もう一人の重要な主人公はマルクス・ワタナベ。サムのハーバードでのルームメイト。彼も裕福な家で育ち、日本人の実業家である父親と韓国系のデザイナーの母親との間に生まれたダブルです。
この3人が、大学時代に知り合い、ゲームを作りヒットさせ、会社を立ち上げます。もちろん、順風満帆だったわけではなく、紆余曲折があるのですが、それがちょっとした嫉妬心や猜疑心だったりする描写も見事です。そして、彼らが作るゲームも、日本の神話にモチーフがあって、実は、そのモチーフとサムに類似性があるのも、憎いところ。
「ナイフの発音」に比べると、彼らの悩みやすれ違いは、「持てる人の悩み」と思えるのですが、大学生と日々接している身としては(ハーバードやMITランクではありませんが)、すごくわかります。
ともあれ、ストーリーの力に圧倒されました。今までにない男女関係、愛情を書いていて読ませます。仕事における信頼性や、ものを作り上げる辛さと喜びを共有する特別な関係は、「惚れた腫れた」とは別の、それでいて同じように尊い関係であることを、きっちり描いてくれています。この愛情は決してロマンチックな愛情に劣るものではなく、男女間の愛情や、親子・親族の愛情と同等であることも、サムの祖父により示されていきます。
そして、それはゲームにも通じるところがあること、また、煎じ詰めれば、全ての人生はストーリーに左右されていること、語りの力、を再認識しました。

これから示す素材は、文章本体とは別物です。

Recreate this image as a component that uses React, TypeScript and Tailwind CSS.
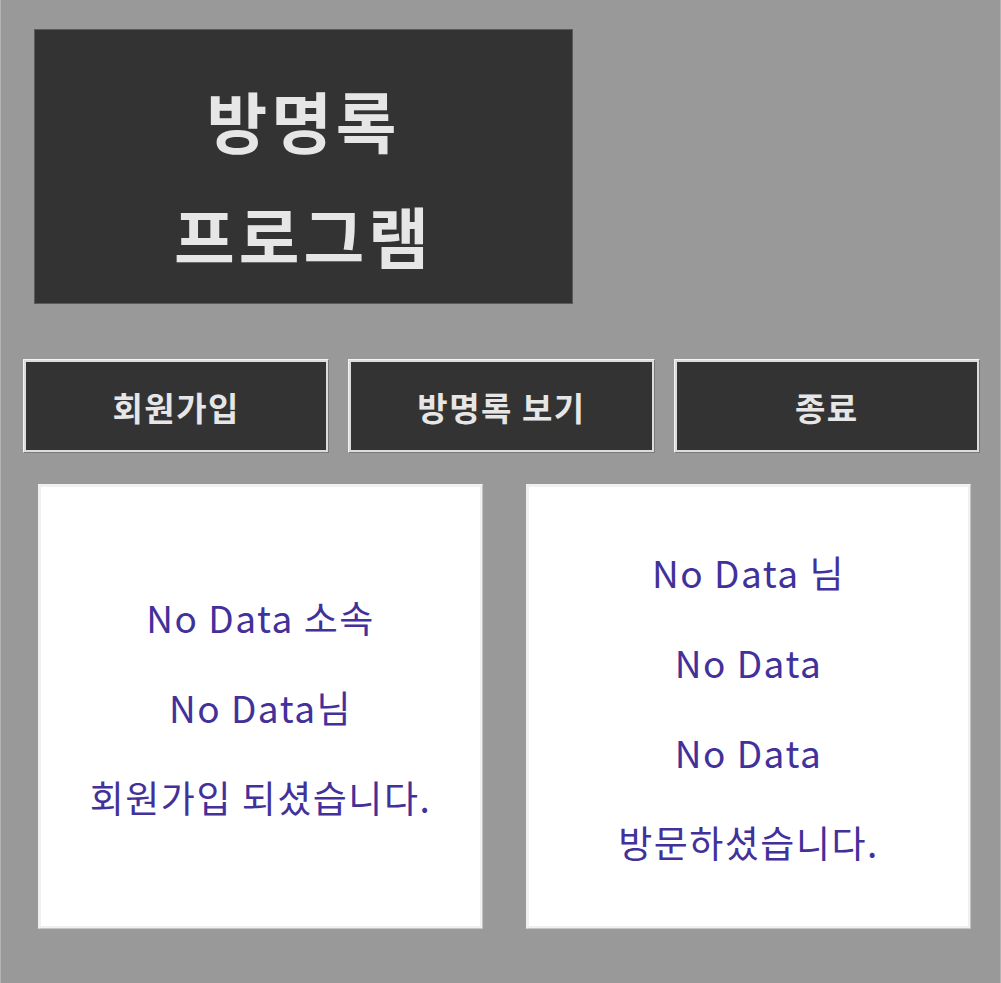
import React from "react";

const kr = { fontFamily: '"Noto Sans CJK KR", "Noto Sans", sans-serif' };

function MenuButton({ label }: { label: string }) {
  return (
    <button
      className="h-[94px] border border-t-[#f4f4f4] border-l-[#f4f4f4] border-b-[#7a7a7a] border-r-[#7a7a7a] p-0"
      style={kr}
    >
      <div className="flex h-full w-full items-center justify-center border-2 border-[#dcdcdc] bg-[#333333] pt-[4px] text-[33px] font-bold tracking-[1.5px] text-[#e6e6e6]">
        {label}
      </div>
    </button>
  );
}

function InfoPanel({ lines }: { lines: string[] }) {
  return (
    <div className="h-[445px] w-[445px] border border-t-[#f0f0f0] border-l-[#f0f0f0] border-b-[#c4c4c4] border-r-[#c4c4c4]">
      <div
        className="flex h-full w-full flex-col items-center justify-center border-2 border-[#f0f0f0] bg-white text-[37px] font-normal leading-[90px] tracking-[1.5px] text-[#42319a]"
        style={kr}
      >
        {lines.map((line, i) => (
          <div key={i} className="whitespace-pre">
            {line}
          </div>
        ))}
      </div>
    </div>
  );
}

export default function App() {
  return (
    <div className="h-[983px] w-[1001px] overflow-hidden border-x border-[#b4b4b4] bg-[#999999] pt-[29px]">
      {/* 타이틀 */}
      <div
        className="ml-[33px] flex h-[275px] w-[539px] flex-col items-center justify-center border border-[#5a5a5a] bg-[#333333] pt-[20px] text-[66px] font-bold leading-[115px] tracking-[4px] text-[#e6e6e6]"
        style={kr}
      >
        <div>방명록</div>
        <div>프로그램</div>
      </div>

      {/* 메뉴 버튼 */}
      <div className="ml-[22px] mt-[55px] grid w-[957px] grid-cols-3 gap-[19px]">
        <MenuButton label="회원가입" />
        <MenuButton label="방명록 보기" />
        <MenuButton label="종료" />
      </div>

      {/* 결과 패널 */}
      <div className="ml-[37px] mt-[31px] flex gap-[43px]">
        <InfoPanel lines={["No Data 소속", "No Data님", "회원가입 되셨습니다."]} />
        <InfoPanel lines={["No Data 님", "No Data", "No Data", "방문하셨습니다."]} />
      </div>
    </div>
  );
}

全てはゲームであり、ゲームではない。リセットできないこともあれば、自分の解釈や成長に伴ってリセットできることもある。恵まれた人たちの話でありながらも、彼らの悩みや感情には、多くのアメリカ人は共感できるのではないかと思います。実際、私の学生にもこの作品のファンは多いのです。が、大学に行ってない(実はマジョリティ)に、この話はどう映るのか、気になるところです。